> **Entries from a dataset**:
########

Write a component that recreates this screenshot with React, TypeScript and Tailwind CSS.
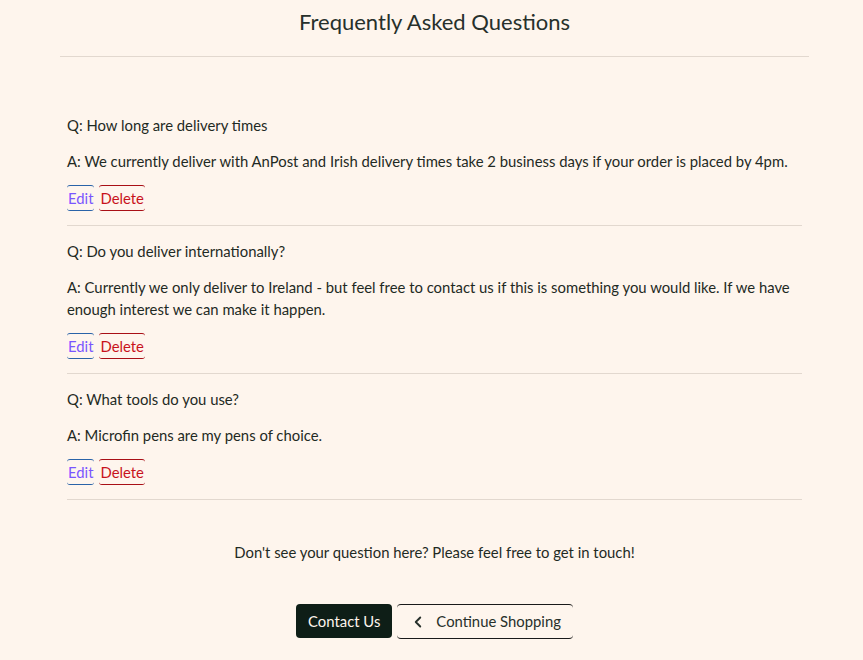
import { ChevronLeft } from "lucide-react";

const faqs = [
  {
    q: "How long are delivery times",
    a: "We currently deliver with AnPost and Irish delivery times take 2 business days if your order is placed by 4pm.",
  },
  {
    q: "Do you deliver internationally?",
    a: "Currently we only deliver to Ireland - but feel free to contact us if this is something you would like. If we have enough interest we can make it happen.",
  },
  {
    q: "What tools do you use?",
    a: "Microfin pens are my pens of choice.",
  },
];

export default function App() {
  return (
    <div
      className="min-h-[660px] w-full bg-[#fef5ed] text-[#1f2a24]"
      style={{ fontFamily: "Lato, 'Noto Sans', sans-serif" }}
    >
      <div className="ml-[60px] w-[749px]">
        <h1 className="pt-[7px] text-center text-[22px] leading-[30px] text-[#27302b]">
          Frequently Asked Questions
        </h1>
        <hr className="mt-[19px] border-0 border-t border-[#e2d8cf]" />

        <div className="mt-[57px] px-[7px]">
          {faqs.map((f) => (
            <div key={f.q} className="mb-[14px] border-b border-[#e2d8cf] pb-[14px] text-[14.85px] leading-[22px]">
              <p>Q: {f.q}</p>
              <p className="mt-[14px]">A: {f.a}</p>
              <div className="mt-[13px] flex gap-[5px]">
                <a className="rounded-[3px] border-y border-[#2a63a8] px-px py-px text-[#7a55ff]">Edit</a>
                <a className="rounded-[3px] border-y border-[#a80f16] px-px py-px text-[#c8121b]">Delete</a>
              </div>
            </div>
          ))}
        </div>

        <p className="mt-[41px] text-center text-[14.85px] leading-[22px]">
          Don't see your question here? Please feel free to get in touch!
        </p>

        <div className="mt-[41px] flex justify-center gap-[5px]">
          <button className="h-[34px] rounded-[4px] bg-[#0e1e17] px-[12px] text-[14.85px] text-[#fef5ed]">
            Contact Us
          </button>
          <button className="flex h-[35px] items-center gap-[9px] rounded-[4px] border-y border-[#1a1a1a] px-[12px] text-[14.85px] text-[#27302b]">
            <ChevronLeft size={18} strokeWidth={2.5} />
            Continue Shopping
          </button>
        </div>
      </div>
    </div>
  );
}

########

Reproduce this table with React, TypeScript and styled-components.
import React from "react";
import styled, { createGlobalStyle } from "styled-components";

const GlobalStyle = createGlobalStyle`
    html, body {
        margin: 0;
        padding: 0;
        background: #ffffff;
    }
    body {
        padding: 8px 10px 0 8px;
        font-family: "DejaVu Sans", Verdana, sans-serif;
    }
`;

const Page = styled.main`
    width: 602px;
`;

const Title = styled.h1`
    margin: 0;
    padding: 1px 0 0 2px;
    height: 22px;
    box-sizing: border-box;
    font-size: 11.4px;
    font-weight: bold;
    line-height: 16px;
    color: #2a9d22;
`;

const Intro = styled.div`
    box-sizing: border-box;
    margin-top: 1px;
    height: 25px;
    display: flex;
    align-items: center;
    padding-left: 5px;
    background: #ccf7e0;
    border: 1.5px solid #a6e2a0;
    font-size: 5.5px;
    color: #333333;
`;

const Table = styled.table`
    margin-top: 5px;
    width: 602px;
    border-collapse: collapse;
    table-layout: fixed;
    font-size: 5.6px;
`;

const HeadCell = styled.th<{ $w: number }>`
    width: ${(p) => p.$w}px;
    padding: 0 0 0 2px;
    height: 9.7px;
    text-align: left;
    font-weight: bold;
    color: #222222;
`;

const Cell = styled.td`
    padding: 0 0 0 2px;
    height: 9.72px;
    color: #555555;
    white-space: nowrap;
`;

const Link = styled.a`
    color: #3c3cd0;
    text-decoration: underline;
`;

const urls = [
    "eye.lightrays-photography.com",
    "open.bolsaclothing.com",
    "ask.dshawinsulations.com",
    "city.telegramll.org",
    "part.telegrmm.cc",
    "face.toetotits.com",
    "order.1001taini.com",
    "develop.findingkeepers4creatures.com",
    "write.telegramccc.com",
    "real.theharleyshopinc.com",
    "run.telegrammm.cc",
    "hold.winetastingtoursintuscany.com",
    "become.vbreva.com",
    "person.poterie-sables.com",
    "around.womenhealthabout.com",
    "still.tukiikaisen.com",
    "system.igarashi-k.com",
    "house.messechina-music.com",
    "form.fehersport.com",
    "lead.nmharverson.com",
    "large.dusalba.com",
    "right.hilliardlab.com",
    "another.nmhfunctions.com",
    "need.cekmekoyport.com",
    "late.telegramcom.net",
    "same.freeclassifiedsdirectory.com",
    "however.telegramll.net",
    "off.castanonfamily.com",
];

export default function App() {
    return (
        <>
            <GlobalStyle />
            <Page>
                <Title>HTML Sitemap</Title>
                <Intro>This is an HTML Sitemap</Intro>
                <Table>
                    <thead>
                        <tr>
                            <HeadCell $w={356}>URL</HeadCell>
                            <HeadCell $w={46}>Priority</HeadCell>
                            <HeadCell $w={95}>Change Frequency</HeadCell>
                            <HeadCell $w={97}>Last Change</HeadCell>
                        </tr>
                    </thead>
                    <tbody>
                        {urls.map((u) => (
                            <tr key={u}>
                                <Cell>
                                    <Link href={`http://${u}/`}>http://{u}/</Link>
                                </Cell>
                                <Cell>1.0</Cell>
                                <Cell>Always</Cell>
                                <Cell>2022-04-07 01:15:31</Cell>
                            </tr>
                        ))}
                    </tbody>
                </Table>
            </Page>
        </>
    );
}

########

Collect each line containing the string "components".

Reproduce this table with React, TypeScript and styled-components.
import styled, { createGlobalStyle } from "styled-components";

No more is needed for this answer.